September 22 is an auspicious date in Illinois history. As this post recounts, boxing history took place on the date. Willie Nelson took time out from his 1985 to team with John Mellencamp and Neil Young on the first Farm Aid extravaganza at Memorial Stadium in Champaign. And, in the bitter presidential campaign of 1960, Richard M. Nixon drew worldwide attention to tiny Sullivan, Illinois by showing up for lunch.

Sullivan’s town fathers had invited Nixon and opponent John F. Kennedy to a debate. To everyone’s surprise, Nixon accepted. When JFK failed to show, Nixon settled for lunch and giving a speech at a town park. Nixon’s sandwich was buffalo meat courtesy of a bison herd kept outside of town. Standing guard over Nixon’s picnic table: Boy Scout and local teen Steve Jenne.

Nixon ate half the sandwich before adjourning to the park’s baseball diamond to speechify. A crowd of 17,000 followed. Jenne stayed behind.“Being the good Boy Scout that I was,” he said, “I stood there and guarded that sandwich.” It soon became clear Nixon was not a member of the Clean Plate Club. Jenne, in a stroke of genius, packed up the then-vice president’s lunch leftovers and kept the sandwich in his freezer. For decades.
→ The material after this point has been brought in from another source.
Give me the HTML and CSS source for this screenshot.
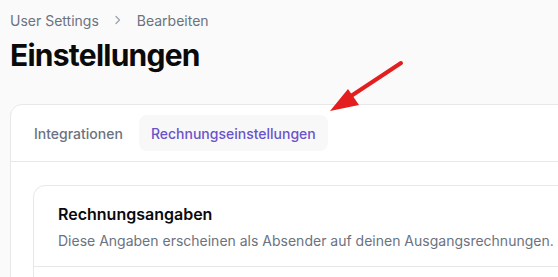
FILE: index.html
```html
<!DOCTYPE html>
<html lang="de">
<head>
    <meta charset="UTF-8">
    <title>Einstellungen</title>
    <link rel="stylesheet" href="styles.css">
</head>
<body>
    <div class="page">
        <nav class="crumbs">
            <span>User Settings</span>
            <svg class="chev" width="14" height="14" viewBox="0 0 14 14"><path d="M5 3.5 L8.5 7 L5 10.5" fill="none" stroke="#9ca3af" stroke-width="1.3" stroke-linecap="round" stroke-linejoin="round"/></svg>
            <span>Bearbeiten</span>
        </nav>
        <h1 class="title">Einstellungen</h1>

        <div class="card">
            <div class="tabs">
                <button class="tab">Integrationen</button>
                <button class="tab active">Rechnungseinstellungen</button>
            </div>
            <div class="tab-body">
                <div class="panel">
                    <div class="panel-head">
                        <h2>Rechnungsangaben</h2>
                        <p>Diese Angaben erscheinen als Absender auf deinen Ausgangsrechnungen.</p>
                    </div>
                    <div class="panel-body"></div>
                </div>
            </div>
        </div>
    </div>

    <!-- Markierungspfeil -->
    <svg class="arrow" width="120" height="70" viewBox="0 0 120 70">
        <line x1="101" y1="13" x2="45" y2="50" stroke="#e41e1e" stroke-width="4" stroke-linecap="round"/>
        <polygon points="30,61 48,39 59,55" fill="#e41e1e"/>
    </svg>
</body>
</html>
```

FILE: styles.css
```css
*{
    box-sizing: border-box;
}
html, body{
    height: 100%;
}
body{
    margin: 0;
    background: #fafafa;
    font-family: Inter, "Noto Sans", sans-serif;
    color: #111;
    overflow: hidden;
}
.page{
    padding: 10px 0 0 10px;
    width: 620px;
}
.crumbs{
    display: flex;
    align-items: center;
    gap: 8px;
    font-size: 14px;
    color: #6b7280;
    height: 20px;
}
.chev{
    margin: 0 4px;
}
.title{
    margin: 7px 0 0 0;
    font-size: 30px;
    font-weight: 700;
    letter-spacing: -0.75px;
    line-height: 36px;
    color: #0a0a0a;
}
.card{
    margin-top: 31px;
    background: #fff;
    border: 1px solid #e8e8e8;
    border-radius: 12px;
    height: 300px;
}
.tabs{
    display: flex;
    gap: 4px;
    padding: 10px 11px;
    border-bottom: 1px solid #e8e8e8;
}
.tab{
    border: 0;
    background: none;
    font-family: inherit;
    font-size: 14px;
    font-weight: 500;
    color: #6b7280;
    padding: 0 12px;
    height: 36px;
    border-radius: 8px;
}
.tab.active{
    background: #f8f8f9;
    color: #6a53c9;
}
.tab-body{
    padding: 23px 0 0 22px;
}
.panel{
    border: 1px solid #e8e8e8;
    border-radius: 12px;
    height: 200px;
}
.panel-head{
    padding: 18px 24px 15px;
    border-bottom: 1px solid #e8e8e8;
}
.panel-head h2{
    margin: 0;
    font-size: 16px;
    font-weight: 600;
    line-height: 20px;
    color: #0a0a0a;
}
.panel-head p{
    margin: 7px 0 0 0;
    font-size: 14px;
    line-height: 20px;
    color: #6b7280;
}
.arrow{
    position: absolute;
    left: 300px;
    top: 50px;
}
```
Twenty-eight years later, a newspaper’s story about the sandwich went nationwide. Jenne and the bison meat ended up on The Tonight Show with Johnny Carson. (Johnny gave Jenne a half-eaten barbeque sandwich to take home.) Later, Jenne took the meat item west again to appear on a game show. Media continued to interview him about the Nixon culinary encounter well into the 2000s. A Journal Gazette and Times-Courier article noted that he had by then wrapped it in new cellophane, though it remained in the same applesauce jar that had housed the sandwich since 1960.